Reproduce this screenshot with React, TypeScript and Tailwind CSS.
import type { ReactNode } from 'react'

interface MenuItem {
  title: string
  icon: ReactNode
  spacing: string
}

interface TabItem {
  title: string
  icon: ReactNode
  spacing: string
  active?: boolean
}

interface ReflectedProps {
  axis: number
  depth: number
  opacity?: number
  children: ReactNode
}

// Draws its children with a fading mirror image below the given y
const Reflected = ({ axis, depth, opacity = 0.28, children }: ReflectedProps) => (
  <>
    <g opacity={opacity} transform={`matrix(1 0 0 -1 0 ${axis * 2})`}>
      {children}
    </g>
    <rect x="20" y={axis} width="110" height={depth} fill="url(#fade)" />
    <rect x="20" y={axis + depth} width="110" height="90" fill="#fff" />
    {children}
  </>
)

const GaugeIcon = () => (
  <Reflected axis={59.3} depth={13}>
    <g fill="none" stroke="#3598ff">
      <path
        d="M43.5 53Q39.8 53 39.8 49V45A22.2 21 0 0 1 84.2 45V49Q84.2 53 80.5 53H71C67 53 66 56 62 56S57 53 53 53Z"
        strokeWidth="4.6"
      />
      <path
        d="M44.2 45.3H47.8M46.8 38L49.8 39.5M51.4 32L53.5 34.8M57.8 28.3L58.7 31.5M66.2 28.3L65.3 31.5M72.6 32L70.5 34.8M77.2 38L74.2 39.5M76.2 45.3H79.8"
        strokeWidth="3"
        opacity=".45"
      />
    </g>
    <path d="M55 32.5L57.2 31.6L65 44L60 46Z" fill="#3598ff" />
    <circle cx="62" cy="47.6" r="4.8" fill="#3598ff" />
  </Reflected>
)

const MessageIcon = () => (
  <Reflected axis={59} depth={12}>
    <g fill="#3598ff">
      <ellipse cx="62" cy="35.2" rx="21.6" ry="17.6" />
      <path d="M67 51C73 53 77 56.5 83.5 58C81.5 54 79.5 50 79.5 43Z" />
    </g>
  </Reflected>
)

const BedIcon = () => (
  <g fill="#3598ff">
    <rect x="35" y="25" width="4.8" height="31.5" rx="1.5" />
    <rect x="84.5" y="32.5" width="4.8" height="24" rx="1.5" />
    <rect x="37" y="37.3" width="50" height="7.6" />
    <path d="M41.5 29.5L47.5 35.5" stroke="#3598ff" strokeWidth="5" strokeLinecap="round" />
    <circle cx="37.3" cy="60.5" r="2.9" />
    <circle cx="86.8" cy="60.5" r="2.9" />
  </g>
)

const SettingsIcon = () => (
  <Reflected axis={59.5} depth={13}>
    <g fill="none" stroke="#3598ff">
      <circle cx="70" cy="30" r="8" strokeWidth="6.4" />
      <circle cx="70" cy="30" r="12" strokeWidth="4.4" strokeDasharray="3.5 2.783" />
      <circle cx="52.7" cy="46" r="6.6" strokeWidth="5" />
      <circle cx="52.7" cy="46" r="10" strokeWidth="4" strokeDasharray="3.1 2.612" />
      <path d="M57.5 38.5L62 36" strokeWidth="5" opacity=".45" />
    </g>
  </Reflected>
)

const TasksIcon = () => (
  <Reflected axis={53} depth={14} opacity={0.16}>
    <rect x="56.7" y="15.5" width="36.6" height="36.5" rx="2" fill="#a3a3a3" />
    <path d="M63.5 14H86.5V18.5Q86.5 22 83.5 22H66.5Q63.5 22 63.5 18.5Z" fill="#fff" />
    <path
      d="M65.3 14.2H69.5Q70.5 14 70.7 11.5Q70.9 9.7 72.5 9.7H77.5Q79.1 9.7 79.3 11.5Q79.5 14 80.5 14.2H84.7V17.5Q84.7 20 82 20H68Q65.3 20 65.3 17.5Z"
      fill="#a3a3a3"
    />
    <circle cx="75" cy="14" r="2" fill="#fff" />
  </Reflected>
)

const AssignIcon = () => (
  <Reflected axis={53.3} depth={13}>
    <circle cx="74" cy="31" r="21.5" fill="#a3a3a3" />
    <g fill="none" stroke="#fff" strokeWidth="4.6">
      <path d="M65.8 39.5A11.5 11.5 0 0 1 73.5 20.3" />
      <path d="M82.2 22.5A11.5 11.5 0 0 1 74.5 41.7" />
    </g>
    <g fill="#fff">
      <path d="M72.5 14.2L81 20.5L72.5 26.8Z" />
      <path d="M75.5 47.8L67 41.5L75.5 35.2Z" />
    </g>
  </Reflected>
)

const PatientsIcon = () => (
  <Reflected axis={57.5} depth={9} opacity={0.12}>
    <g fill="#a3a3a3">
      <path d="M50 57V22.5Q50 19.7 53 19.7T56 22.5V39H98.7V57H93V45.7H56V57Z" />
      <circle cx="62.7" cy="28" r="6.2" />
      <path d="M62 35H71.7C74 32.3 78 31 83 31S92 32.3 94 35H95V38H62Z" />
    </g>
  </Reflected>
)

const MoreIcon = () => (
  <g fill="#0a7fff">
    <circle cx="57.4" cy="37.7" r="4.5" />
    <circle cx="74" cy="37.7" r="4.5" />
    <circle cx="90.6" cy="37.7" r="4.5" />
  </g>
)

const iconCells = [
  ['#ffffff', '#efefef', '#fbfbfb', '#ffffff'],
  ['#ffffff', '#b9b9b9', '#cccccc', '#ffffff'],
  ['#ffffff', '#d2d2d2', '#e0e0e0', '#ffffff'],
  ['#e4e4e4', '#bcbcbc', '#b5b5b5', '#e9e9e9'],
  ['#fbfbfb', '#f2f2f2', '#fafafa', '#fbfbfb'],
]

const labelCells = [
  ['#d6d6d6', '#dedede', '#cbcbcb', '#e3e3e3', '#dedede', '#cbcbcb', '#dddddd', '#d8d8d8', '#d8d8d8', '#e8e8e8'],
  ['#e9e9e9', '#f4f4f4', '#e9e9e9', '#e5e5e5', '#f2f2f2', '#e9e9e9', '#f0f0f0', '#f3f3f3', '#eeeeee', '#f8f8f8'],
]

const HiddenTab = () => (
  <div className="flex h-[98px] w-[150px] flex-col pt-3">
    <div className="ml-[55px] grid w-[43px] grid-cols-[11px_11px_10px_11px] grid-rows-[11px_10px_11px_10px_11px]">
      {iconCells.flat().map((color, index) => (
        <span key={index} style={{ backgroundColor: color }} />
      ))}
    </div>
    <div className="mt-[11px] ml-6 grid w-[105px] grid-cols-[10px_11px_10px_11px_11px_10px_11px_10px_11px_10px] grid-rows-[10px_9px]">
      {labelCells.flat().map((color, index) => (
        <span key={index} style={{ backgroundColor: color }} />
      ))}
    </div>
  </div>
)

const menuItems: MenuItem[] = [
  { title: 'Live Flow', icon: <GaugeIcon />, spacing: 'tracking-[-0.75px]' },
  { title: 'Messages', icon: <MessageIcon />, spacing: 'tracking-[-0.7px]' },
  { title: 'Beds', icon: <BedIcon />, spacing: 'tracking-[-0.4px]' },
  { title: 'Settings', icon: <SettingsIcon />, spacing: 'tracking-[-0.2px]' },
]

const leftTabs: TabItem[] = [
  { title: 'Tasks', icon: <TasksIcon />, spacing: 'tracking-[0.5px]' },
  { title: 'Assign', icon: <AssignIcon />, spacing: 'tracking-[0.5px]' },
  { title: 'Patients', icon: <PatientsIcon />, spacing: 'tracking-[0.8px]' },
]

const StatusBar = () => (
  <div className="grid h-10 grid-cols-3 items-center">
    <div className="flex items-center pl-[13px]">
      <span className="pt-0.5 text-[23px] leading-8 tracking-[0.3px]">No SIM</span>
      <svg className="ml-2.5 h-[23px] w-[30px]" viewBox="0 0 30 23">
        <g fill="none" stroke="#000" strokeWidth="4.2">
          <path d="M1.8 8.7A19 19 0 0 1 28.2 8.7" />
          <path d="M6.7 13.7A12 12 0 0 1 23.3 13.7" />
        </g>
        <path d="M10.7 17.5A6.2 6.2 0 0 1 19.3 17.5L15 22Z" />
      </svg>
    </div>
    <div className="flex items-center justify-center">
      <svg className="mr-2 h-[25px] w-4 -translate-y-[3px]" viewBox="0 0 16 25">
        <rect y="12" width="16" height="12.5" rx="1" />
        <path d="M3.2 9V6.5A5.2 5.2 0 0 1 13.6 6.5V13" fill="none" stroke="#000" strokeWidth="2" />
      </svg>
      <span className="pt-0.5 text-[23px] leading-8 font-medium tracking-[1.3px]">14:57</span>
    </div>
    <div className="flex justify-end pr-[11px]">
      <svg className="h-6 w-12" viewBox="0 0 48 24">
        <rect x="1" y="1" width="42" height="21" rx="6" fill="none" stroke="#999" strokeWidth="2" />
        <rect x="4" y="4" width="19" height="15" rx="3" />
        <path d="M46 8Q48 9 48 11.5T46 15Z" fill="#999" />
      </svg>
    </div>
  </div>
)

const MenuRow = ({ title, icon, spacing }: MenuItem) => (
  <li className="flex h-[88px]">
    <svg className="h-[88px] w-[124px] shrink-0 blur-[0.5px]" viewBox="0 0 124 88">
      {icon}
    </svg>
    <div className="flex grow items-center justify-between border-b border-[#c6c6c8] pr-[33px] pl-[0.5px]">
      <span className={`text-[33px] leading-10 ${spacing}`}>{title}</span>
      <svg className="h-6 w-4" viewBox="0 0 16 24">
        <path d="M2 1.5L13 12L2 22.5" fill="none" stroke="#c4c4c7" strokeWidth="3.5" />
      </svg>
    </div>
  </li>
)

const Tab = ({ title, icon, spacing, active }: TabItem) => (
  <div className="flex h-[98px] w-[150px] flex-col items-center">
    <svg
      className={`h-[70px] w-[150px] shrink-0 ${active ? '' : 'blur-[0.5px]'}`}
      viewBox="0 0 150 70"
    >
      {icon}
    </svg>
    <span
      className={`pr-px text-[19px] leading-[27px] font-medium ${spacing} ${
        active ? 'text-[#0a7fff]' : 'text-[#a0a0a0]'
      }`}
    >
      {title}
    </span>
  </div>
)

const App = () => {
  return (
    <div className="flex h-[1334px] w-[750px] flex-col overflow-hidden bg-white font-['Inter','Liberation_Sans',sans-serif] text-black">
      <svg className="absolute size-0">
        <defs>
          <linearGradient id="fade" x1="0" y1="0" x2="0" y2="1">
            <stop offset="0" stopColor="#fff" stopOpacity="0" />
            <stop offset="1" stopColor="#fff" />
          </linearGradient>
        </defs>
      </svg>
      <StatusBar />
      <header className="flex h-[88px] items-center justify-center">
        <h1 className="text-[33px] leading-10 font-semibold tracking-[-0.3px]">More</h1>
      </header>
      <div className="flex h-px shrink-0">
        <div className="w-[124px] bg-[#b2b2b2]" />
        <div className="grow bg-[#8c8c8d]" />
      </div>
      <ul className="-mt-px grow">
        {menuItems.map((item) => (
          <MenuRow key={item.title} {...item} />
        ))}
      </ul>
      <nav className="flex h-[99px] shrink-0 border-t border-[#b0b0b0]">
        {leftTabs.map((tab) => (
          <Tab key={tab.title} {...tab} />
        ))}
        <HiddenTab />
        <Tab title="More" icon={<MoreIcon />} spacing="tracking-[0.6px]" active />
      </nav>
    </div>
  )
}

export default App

--------

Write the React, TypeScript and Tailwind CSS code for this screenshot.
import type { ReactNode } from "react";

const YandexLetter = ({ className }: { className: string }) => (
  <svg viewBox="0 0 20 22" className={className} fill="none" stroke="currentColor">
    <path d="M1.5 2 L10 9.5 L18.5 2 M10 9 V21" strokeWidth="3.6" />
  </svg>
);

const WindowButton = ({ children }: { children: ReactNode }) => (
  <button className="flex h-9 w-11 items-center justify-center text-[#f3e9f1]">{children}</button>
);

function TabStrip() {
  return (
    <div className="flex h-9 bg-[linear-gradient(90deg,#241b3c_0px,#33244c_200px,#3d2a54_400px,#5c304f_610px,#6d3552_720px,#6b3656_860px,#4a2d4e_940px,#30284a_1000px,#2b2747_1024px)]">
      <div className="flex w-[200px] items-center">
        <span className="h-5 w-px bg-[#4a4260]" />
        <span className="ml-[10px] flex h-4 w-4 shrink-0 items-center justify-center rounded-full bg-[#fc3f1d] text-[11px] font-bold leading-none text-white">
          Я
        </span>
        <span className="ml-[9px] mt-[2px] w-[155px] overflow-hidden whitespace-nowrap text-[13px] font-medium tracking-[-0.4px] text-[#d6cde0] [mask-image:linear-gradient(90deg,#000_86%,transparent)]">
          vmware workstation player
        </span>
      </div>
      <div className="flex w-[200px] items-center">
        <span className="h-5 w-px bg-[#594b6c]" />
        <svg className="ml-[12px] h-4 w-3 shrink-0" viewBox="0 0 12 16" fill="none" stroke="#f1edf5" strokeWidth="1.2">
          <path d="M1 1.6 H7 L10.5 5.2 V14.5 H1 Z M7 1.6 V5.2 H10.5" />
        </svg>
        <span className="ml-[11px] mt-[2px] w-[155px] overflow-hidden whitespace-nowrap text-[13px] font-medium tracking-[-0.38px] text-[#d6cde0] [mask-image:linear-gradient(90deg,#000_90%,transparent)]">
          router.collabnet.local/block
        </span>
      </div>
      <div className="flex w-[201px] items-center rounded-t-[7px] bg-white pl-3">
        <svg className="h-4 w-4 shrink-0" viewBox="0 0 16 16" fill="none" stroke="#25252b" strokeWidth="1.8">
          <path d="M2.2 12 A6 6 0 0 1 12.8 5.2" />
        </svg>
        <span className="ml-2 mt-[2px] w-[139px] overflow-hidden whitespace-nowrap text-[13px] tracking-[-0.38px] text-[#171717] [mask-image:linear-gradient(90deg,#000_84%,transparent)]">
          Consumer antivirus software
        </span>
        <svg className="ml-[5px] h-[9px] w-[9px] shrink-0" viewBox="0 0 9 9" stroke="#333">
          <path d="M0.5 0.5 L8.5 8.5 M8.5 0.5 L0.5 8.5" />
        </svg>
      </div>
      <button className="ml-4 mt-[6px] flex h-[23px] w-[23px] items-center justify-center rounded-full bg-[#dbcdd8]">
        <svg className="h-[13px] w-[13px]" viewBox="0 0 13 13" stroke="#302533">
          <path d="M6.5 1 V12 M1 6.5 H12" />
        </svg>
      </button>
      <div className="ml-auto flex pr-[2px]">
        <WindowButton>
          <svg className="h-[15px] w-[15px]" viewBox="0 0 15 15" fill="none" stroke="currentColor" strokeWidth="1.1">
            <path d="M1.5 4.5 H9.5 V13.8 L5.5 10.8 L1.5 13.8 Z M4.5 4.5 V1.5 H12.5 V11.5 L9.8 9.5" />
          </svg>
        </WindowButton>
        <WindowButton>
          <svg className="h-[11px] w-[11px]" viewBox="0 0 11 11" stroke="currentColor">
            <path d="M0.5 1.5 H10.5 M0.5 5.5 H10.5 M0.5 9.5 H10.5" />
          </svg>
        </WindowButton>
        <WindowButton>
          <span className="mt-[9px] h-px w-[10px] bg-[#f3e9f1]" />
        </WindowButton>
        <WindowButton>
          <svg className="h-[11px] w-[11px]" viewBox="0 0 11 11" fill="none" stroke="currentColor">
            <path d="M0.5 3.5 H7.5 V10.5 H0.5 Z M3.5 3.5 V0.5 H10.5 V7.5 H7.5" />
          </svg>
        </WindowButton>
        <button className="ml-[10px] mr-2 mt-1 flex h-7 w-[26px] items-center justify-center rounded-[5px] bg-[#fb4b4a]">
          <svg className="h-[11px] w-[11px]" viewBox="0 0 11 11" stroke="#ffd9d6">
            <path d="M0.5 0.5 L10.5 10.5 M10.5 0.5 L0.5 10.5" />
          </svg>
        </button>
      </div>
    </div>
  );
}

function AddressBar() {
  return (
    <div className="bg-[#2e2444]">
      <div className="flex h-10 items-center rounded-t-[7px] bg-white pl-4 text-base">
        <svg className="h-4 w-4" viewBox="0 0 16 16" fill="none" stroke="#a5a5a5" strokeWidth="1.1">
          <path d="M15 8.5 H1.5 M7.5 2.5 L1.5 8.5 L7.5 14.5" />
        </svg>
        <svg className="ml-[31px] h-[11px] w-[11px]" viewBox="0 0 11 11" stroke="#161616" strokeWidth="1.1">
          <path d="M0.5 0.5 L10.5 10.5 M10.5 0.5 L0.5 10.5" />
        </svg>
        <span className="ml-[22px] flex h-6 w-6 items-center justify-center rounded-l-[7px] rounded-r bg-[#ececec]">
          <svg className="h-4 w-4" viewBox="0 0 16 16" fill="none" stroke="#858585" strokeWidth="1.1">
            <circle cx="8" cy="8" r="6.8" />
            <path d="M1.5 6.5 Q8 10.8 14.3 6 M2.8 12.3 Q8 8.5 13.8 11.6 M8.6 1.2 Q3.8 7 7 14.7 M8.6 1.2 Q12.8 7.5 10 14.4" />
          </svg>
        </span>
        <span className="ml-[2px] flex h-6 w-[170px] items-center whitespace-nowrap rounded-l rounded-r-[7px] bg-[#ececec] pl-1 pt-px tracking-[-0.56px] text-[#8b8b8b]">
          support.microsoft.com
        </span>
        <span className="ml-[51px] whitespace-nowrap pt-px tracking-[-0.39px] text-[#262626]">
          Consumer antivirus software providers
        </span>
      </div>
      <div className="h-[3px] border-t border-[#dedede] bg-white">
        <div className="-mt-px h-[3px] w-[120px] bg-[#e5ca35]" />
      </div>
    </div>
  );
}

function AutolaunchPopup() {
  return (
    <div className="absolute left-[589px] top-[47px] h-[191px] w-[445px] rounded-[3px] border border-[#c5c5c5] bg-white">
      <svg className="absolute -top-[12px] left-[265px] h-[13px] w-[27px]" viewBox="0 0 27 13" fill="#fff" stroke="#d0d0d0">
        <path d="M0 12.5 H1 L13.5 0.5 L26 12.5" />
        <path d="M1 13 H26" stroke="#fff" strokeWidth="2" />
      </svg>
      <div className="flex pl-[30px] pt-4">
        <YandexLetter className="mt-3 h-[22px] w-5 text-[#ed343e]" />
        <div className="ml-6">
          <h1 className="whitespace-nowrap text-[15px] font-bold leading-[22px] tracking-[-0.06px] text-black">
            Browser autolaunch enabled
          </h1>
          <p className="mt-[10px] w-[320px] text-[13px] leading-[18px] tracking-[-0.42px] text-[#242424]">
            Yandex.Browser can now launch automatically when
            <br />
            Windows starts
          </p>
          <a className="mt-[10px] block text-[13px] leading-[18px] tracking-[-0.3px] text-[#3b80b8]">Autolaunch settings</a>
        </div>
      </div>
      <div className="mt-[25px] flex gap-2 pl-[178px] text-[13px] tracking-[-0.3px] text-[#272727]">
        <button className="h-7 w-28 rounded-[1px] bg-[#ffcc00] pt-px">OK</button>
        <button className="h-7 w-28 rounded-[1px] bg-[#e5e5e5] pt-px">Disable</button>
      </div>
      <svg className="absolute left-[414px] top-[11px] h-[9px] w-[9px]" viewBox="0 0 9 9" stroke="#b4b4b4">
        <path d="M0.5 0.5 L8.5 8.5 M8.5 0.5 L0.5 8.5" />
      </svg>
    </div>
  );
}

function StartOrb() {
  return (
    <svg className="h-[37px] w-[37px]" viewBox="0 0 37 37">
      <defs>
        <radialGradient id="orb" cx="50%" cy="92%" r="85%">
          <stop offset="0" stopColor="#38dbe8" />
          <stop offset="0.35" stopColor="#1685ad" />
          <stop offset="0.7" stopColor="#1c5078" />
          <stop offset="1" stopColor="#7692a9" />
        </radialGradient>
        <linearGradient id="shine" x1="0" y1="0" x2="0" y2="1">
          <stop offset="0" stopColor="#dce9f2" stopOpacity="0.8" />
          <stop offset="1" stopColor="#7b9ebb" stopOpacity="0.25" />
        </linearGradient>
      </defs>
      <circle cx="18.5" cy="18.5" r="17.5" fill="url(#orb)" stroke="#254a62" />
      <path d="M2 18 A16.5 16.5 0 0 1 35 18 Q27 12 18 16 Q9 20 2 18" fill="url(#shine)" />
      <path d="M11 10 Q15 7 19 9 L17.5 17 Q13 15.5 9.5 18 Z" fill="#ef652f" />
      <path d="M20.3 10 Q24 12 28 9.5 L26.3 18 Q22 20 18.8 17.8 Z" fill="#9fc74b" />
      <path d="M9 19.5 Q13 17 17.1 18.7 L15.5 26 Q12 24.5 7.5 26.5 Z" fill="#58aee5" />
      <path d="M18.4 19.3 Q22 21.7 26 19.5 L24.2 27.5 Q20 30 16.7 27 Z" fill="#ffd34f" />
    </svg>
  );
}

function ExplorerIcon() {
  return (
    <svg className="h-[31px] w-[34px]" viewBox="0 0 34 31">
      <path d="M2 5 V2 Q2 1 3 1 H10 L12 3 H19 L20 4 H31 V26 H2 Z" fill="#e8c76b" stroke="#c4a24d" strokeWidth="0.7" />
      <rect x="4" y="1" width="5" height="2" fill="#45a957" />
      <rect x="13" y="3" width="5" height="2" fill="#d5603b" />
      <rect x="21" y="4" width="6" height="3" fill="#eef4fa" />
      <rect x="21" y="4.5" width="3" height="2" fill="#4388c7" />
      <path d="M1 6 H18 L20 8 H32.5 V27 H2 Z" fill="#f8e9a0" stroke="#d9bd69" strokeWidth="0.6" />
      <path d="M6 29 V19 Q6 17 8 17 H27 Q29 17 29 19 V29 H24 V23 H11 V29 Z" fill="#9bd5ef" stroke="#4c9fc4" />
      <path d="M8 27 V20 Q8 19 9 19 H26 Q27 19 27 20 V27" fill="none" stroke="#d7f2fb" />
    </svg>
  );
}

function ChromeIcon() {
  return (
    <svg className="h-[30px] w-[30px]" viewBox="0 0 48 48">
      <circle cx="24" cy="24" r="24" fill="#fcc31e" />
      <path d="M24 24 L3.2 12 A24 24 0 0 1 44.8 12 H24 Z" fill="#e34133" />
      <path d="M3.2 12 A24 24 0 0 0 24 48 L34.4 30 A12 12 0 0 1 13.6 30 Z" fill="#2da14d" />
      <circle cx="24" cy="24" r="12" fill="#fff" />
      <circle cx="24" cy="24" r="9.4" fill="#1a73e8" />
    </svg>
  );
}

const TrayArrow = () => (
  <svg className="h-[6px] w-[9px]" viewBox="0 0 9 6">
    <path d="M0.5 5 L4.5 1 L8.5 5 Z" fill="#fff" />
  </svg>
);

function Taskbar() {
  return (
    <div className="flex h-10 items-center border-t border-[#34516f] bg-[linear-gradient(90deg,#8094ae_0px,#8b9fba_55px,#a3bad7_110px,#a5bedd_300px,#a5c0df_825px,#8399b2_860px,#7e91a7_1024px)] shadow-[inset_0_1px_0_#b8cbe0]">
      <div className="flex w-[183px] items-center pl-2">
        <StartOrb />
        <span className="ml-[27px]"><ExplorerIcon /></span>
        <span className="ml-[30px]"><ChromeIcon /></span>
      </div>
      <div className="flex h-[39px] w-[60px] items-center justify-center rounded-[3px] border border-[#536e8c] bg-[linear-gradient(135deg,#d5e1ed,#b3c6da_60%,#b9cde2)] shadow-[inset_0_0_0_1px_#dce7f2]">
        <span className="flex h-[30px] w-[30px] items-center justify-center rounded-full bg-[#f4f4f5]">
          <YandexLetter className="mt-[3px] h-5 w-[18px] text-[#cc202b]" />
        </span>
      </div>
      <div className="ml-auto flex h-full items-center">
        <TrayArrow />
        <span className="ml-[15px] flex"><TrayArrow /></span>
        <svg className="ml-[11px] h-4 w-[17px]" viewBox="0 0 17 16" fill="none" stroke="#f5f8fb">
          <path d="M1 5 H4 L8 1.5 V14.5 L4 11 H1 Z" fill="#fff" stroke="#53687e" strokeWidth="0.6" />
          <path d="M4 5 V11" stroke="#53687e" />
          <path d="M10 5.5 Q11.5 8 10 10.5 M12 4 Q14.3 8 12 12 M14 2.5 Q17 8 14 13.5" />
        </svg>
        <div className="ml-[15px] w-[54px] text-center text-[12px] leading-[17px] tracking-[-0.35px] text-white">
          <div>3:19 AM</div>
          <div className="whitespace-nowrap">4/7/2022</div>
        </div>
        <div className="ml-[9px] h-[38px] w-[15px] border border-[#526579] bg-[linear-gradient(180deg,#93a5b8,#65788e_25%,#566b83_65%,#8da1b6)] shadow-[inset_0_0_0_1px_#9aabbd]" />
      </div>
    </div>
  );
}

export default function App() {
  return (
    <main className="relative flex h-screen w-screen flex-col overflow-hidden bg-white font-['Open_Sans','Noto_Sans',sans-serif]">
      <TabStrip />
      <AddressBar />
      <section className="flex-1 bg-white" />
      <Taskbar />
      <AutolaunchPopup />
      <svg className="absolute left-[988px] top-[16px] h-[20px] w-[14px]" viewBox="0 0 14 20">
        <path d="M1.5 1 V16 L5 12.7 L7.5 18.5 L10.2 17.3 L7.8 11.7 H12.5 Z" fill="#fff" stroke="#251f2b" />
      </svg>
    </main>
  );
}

--------

== Exercise requirements ==
List the lines that contain the word "with".

== Answer to the exercise ==
Reproduce this screenshot with React, TypeScript and Tailwind CSS.
// Draws its children with a fading mirror image below the given y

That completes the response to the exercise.